I only used this activity for my student who understand the concept that there is a difference between fruits and vegetables.  I want them to be pretty successful at this task.  If they just keep guessing and placing the food item in a random pile then it is not functional or meaningful.

Activity 2 has the student work on matching the written word to the picture of the item.  I used this activity with some of my student who can read or are functional readers.  You might not use all the fruit and vegetable pictures when using this task.

For example, I have a student who has limited phonological awareness skills and memorizes words.  The teacher and I picked our preferred fruit and vegetable items and had the student focus on matching those 10 pictures to the written word.  This will be more functional for him when looking at a menu or going to the grocery store.  The teacher in this classroom will continue to use this sort with the student during small group instruction so he can learn those words.  Click here for a Free Copy of this resource – Fruit and Vegetable Sort & Labeling

Memory Match – Garden Harvest is a fun game I found which pairs perfectly with my theme.  This game only has 15 pairs (30 fruit and vegetable pictures) which is a nice manageable amount of matches for my students.  I also like this game because it is already set up and the student gets to pull the fruit and vegetable picture out from the garden!  Sometimes with regular memory the cards are all over the table….this game keeps everything nice and organized.
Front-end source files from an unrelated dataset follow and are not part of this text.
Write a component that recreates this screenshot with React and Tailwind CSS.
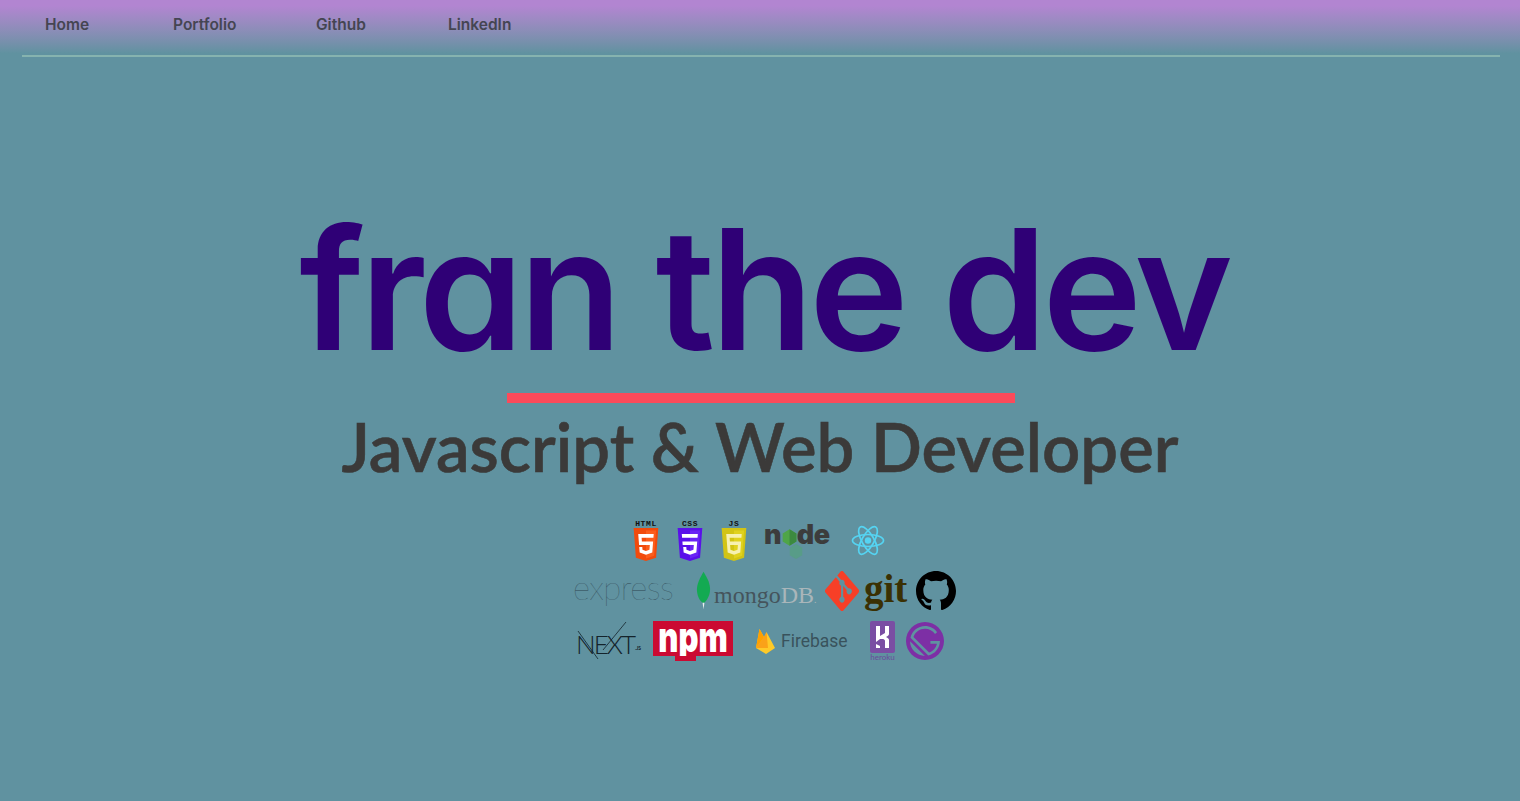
import React from "react";
import { SiGatsby } from "react-icons/si";

const Shield = ({ label, c1, c2, children, className = "" }) => (
  <div className={`flex flex-col items-center w-[28px] ${className}`}>
    <span className="font-['Liberation_Mono',monospace] font-bold text-[8px] leading-[8px] h-[8px] text-[#111] tracking-[0.6px]">{label}</span>
    <svg viewBox="0 0 512 512" preserveAspectRatio="none" className="w-[28px] h-[33px]">
      <path d="M30 0h451l-41 460-185 52-184-52z" fill={c1} />
      <path d="M256 472l149-41 35-394H256z" fill={c2} />
      {children}
    </svg>
  </div>
);

function Logos() {
  return (
    <div className="flex flex-col w-[400px]">
      <div className="flex items-start h-[51px] pl-[72px]">
        <Shield label="HTML" c1="#f24a0c" c2="#fb5d1c">
          <path d="M114 94h283l-5 56H176l5 58h205l-15 174-115 32-116-32-8-89h56l4 45 64 17 63-17 7-73H129z" fill="#fff" />
        </Shield>
        <Shield label="CSS" c1="#5a10ea" c2="#6a22f5" className="ml-[16px]">
          <path d="M106 94h293l-5 56H111zM117 208h271l-16 174-116 32-116-32-8-89h56l4 45 64 17 63-17 7-73H122z" fill="#fff" />
        </Shield>
        <Shield label="JS" c1="#d2c414" c2="#e0d21e" className="ml-[16px]">
          <path fillRule="evenodd" d="M114 94h283l-5 56H176l5 58h205l-15 174-115 32-116-32zM185 265l6 73 65 17 65-17 6-73z" fill="#f7f1b0" />
        </Shield>
        <div className="relative w-[66px] h-[38px] ml-[16px] flex items-start font-['Inter',sans-serif] font-black text-[27px] leading-[30px] text-[#3c3c3c]">
          <span className="w-[18px]">n</span>
          <svg viewBox="0 0 22 24" className="w-[16px] h-[19px] mt-[8px]">
            <path d="M11 0l10 6v12l-10 6-10-6V6z" fill="#4fa548" />
            <path d="M11 0l10 6v12l-10 6z" fill="#3c8a3f" />
          </svg>
          <span className="w-[17px]">d</span>
          <span>e</span>
          <svg viewBox="0 0 22 24" className="absolute left-[24px] top-[24px] w-[16px] h-[15px]">
            <path d="M11 0l10 6v12l-10 6-10-6V6z" fill="#4fa56f" opacity="0.5" />
          </svg>
        </div>
        <svg viewBox="-17 -15.5 34 31" className="w-[34px] h-[31px] ml-[21px] mt-[5px]" fill="none" stroke="#55d4f2" strokeWidth="1.7">
          <circle r="3.2" fill="#55d4f2" stroke="none" />
          <ellipse rx="15.5" ry="6" />
          <ellipse rx="15.5" ry="6" transform="rotate(60)" />
          <ellipse rx="15.5" ry="6" transform="rotate(120)" />
        </svg>
      </div>
      <div className="flex items-start h-[50px] pl-[14px]">
        <span className="font-['Lato',sans-serif] font-thin text-[33px] leading-[36px] -mt-[2px] -ml-[1px] text-[#2f4752] w-[123px] tracking-[-0.6px]">express</span>
        <svg viewBox="0 0 16 40" className="w-[15px] h-[39px] mt-0">
          <path d="M8 0c5 8 7 13 7 19 0 7-4 12-6 14H7C4 31 1 26 1 19 1 13 4 7 8 0z" fill="#13aa52" />
          <path d="M7 33h2l-1 7z" fill="#e8f0ee" />
        </svg>
        <span className="font-['Liberation_Serif',serif] text-[24px] leading-[28px] text-[#45545c] mt-[10px] w-[112px] ml-[3px] whitespace-nowrap">mongo<span className="text-[#aab6ba]">DB</span><span className="text-[10px] text-[#aab6ba]">.</span></span>
        <svg viewBox="0 0 92 92" preserveAspectRatio="none" className="w-[34px] h-[40px] -ml-[1px]">
          <path fill="#f73f27" d="M90.156 41.965 50.036 1.848a5.918 5.918 0 0 0-8.372 0l-8.328 8.332 10.566 10.566a7.03 7.03 0 0 1 7.23 1.684 7.034 7.034 0 0 1 1.669 7.277l10.187 10.184a7.028 7.028 0 0 1 7.278 1.672 7.04 7.04 0 0 1 0 9.957 7.05 7.05 0 0 1-9.965 0 7.044 7.044 0 0 1-1.528-7.66l-9.5-9.497V59.36a7.04 7.04 0 0 1 1.86 11.29 7.04 7.04 0 0 1-9.957 0 7.04 7.04 0 0 1 0-9.958 7.06 7.06 0 0 1 2.304-1.539V33.926a7.049 7.049 0 0 1-3.82-9.234L29.242 14.272 1.73 41.777a5.925 5.925 0 0 0 0 8.371L41.852 90.27a5.925 5.925 0 0 0 8.37 0l39.934-39.934a5.925 5.925 0 0 0 0-8.371" />
        </svg>
        <span className="font-['Liberation_Serif',serif] font-bold text-[39px] leading-[36px] text-[#3a3003] ml-[5px] w-[52px]">git</span>
        <svg viewBox="0 0 16 16" className="w-[40px] h-[40px]" fill="#000">
          <path d="M8 0C3.58 0 0 3.58 0 8c0 3.54 2.29 6.53 5.47 7.59.4.07.55-.17.55-.38 0-.19-.01-.82-.01-1.49-2.01.37-2.53-.49-2.69-.94-.09-.23-.48-.94-.82-1.13-.28-.15-.68-.52-.01-.53.63-.01 1.08.58 1.23.82.72 1.21 1.87.87 2.33.66.07-.52.28-.87.51-1.07-1.78-.2-3.64-.89-3.64-3.95 0-.87.31-1.59.82-2.15-.08-.2-.36-1.02.08-2.12 0 0 .67-.21 2.2.82.64-.18 1.32-.27 2-.27s1.36.09 2 .27c1.53-1.04 2.2-.82 2.2-.82.44 1.1.16 1.92.08 2.12.51.56.82 1.27.82 2.15 0 3.07-1.87 3.75-3.65 3.95.29.25.54.73.54 1.48 0 1.07-.01 1.93-.01 2.2 0 .21.15.46.55.38A8.01 8.01 0 0016 8c0-4.42-3.58-8-8-8z" />
        </svg>
      </div>
      <div className="flex items-start h-[44px] pl-[16px]">
        <div className="relative w-[77px] h-[40px] flex items-start">
          <span className="font-['Lato',sans-serif] font-light text-[26px] leading-[30px] mt-[8px] tracking-[-2px] text-[#14232b] w-[59px]">NEXT</span>
          <span className="font-['Lato',sans-serif] font-bold text-[5px] leading-[6px] text-[#14232b] mt-[24px]">.JS</span>
          <svg viewBox="0 0 68 40" className="absolute left-0 top-0 w-[68px] h-[40px]" fill="none" stroke="#14232b" strokeWidth="0.8">
            <path d="M2 10l20 28M50 1L27 29" />
          </svg>
        </div>
        <div className="relative w-[80px] h-[40px]">
          <div className="h-[35px] bg-[#cb0a32] flex justify-center">
            <span className="font-['Inter',sans-serif] font-black text-[31px] leading-[24px] text-white scale-y-[1.35] origin-top h-[24px]">npm</span>
          </div>
          <div className="absolute left-[22px] top-[35px] w-[21px] h-[5px] bg-[#cb0a32]" />
        </div>
        <svg viewBox="0 0 20 26" className="w-[20px] h-[26px] ml-[23px] mt-[7px]">
          <path d="M0 20L3.5 1 8 9l2.5-5L19 20l-9 6z" fill="#ffca28" />
          <path d="M0 20L3.5 1 8 9z" fill="#ffa000" />
          <path d="M0 20l8-11 2.5-5L12 20z" fill="#f6820c" opacity="0.55" />
        </svg>
        <span className="font-['Roboto',sans-serif] text-[17.5px] leading-[24px] text-[#39525c] ml-[5px] mt-[8px] w-[89px]">Firebase</span>
        <div className="flex flex-col items-center w-[25px]">
          <svg viewBox="0 0 25 32" className="w-[25px] h-[32px]">
            <rect width="25" height="32" rx="2" fill="#7a4ea3" />
            <path d="M6 5h4v10l5-3V5h4v8c0 1-1 2-3 3 2 1 3 2 3 3v8h-4v-7c0-1-1-2-2-2h-3l-4 3zM6 23l4 2v2H6z" fill="#fff" />
          </svg>
          <span className="font-['Lato',sans-serif] text-[8px] leading-[8px] text-[#6a4a9c]">heroku</span>
        </div>
        <SiGatsby className="w-[38px] h-[38px] ml-[11px] mt-[1px] text-[#7d2fa5]" />
      </div>
    </div>
  );
}

export default function App() {
  return (
    <div className="h-[801px] overflow-hidden bg-[#6092a0] font-['Open_Sans',sans-serif]">
      <header className="h-[58px] bg-gradient-to-b from-[#b285d1] from-[10%] to-[#6092a0] to-[92%] pl-[22px] pr-[20px]">
        <nav className="h-[57px] flex items-start pl-[23px] pt-[15px] border-b-2 border-[#86b3af] font-['Inter',sans-serif] font-semibold text-[15.5px] leading-[20px] text-[#454552]">
          <a className="w-[128px]">Home</a>
          <a className="w-[143px]">Portfolio</a>
          <a className="w-[132px]">Github</a>
          <a>LinkedIn</a>
        </nav>
      </header>
      <main className="flex flex-col items-center">
        <h1 className="mt-[146px] h-[170px] font-['Inter',sans-serif] font-semibold text-[168px] leading-[170px] text-[#2f0076] tracking-[-4.4px] [font-feature-settings:'cv11'] whitespace-nowrap translate-x-[4px]">fran the dev</h1>
        <div className="mt-[19px] w-[508px] h-[10px] bg-[#fc4a5a] translate-x-[1px]" />
        <h2 className="h-[88px] font-['Lato',sans-serif] font-semibold text-[67px] leading-[88px] text-[#3b3a39] [-webkit-text-stroke:0.6px_#3b3a39] whitespace-nowrap -translate-y-[1px]">Javascript &amp; Web Developer</h2>
        <div className="mt-[29px]"><Logos /></div>
      </main>
    </div>
  );
}
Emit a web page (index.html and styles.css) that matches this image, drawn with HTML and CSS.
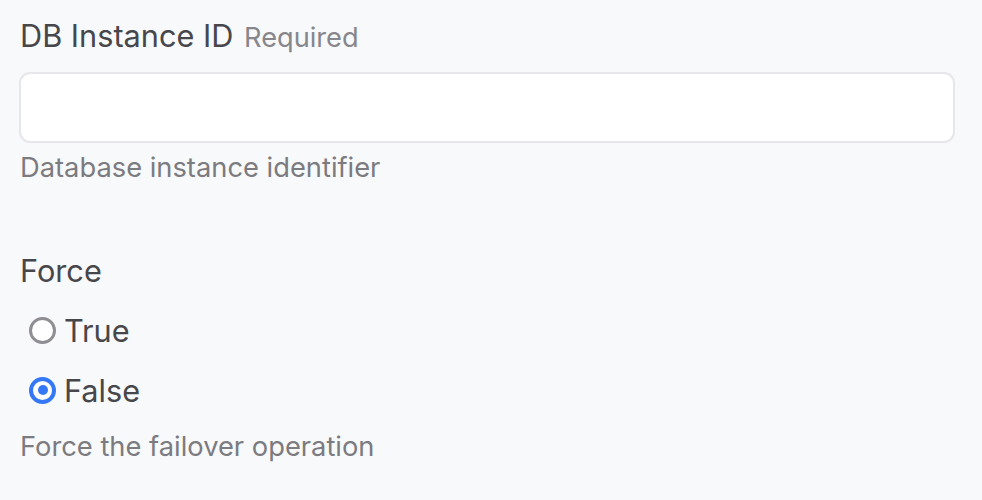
FILE: index.html
```html
<!DOCTYPE html>
<html>
<head>
<meta charset="utf-8">
<link rel="stylesheet" href="styles.css">
</head>
<body>
<form class="form">
  <div class="field">
    <label class="label" for="dbid">DB Instance ID <span class="req">Required</span></label>
    <input class="input" id="dbid" type="text">
    <div class="help">Database instance identifier</div>
  </div>
  <div class="field field-force">
    <div class="label">Force</div>
    <div class="options">
      <label class="option"><span class="radio"></span><span class="opt-text">True</span></label>
      <label class="option"><span class="radio checked"></span><span class="opt-text">False</span></label>
    </div>
    <div class="help help-force">Force the failover operation</div>
  </div>
</form>
</body>
</html>
```
FILE: styles.css
```css
html, body {
  margin: 0;
  background: #f8f9fb;
}
body {
  font-family: Inter, "Liberation Sans", Arial, sans-serif;
  color: #47474b;
}
.form {
  padding: 16px 27px 0 19px;
}
.field {
  display: flex;
  flex-direction: column;
}
.label {
  font-size: 30.7px;
  line-height: 40px;
  color: #47474b;
  padding-left: 1px;
}
.req {
  font-size: 27.2px;
  color: #86868b;
  margin-left: 2px;
}
.input {
  margin: 14px 0 0 0;
  height: 71px;
  box-sizing: border-box;
  border: 2px solid #e7e7eb;
  border-radius: 11px;
  background: #fff;
  outline: none;
  font: inherit;
}
.help {
  font-size: 27.3px;
  line-height: 36px;
  color: #7b7b80;
  margin-top: 7px;
  padding-left: 1px;
}
.field-force {
  margin-top: 65px;
}
.options {
  display: flex;
  flex-direction: column;
  gap: 20px;
  margin-top: 19px;
  padding-left: 10px;
}
.option {
  display: flex;
  align-items: center;
  gap: 8px;
  height: 40px;
  font-size: 30.7px;
  color: #47474b;
}
.radio {
  width: 27px;
  height: 27px;
  box-sizing: border-box;
  border: 3.5px solid #8e8e93;
  border-radius: 50%;
  background: #fff;
  display: flex;
  align-items: center;
  justify-content: center;
}
.radio.checked {
  border: 4px solid #3478f6;
}
.radio.checked::after {
  content: "";
  width: 10px;
  height: 10px;
  border-radius: 50%;
  background: #3478f6;
}
.help-force {
  margin-top: 19px;
}
```
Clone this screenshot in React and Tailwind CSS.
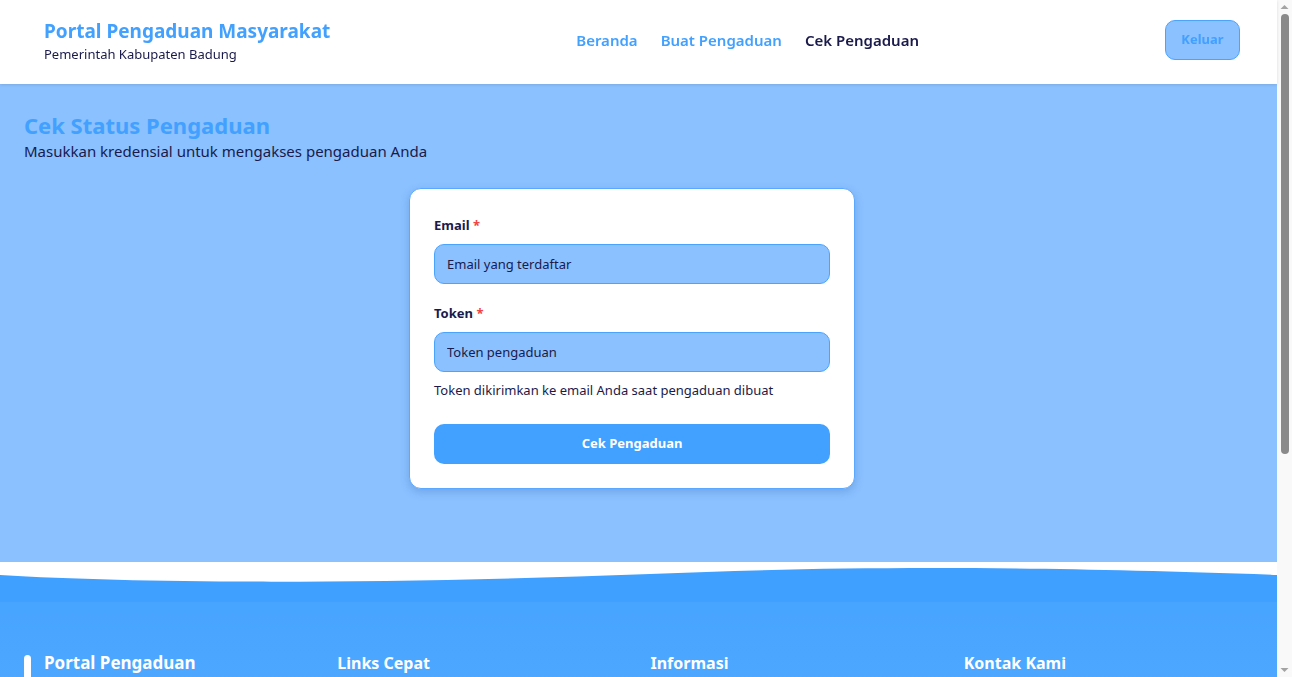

After the student pulls out 2 different cards, I try and have the student name the food item if they can or use their AAC system to name them.  Then the student has to determine if the two items are the “same” or “different”.   If the food items are the same then the student places his/her match on the table.

For some of my student I might have them say the food item and if it is a fruit or vegetable.  Other students we are just working on naming the food item and identifying if the items are the same or different.

This game is also great to work on turn taking and waiting to pull out your food item.  It is hard because my students want to keep pulling out the food items especially if they know where a match is but we focus on only picking “two” pictures and then stopping to identify if they are the same or different.  It a great review of some of the fruit and vegetable vocabulary terms we have been learning this month but in a game form!  Always a win for my students!

Farmer’s Market Color Sorting Set – is a great fruit and vegetable color sorting activity for students.  I used this with my preschool and early elementary groups this week.  I just found this sorting set on Amazon.

There are 5 different color baskets.  We placed all the baskets on the table and identify the color for each basket.  I gave my student one of the food items and he/she had to name the item and then place it in the correct color basket.  It’s also to work on expanding utterance “purple grapes” or “I see purple grapes.”

For my lower functioning students I worked on sorting some of the items by 2 different colors.  The focus was not on naming the food items but simply attending to the food item and placing it in the correct color basket.  You can model “in” as the student puts the food item in the basket.  I do models some of the food items even if the student does not know all the food items.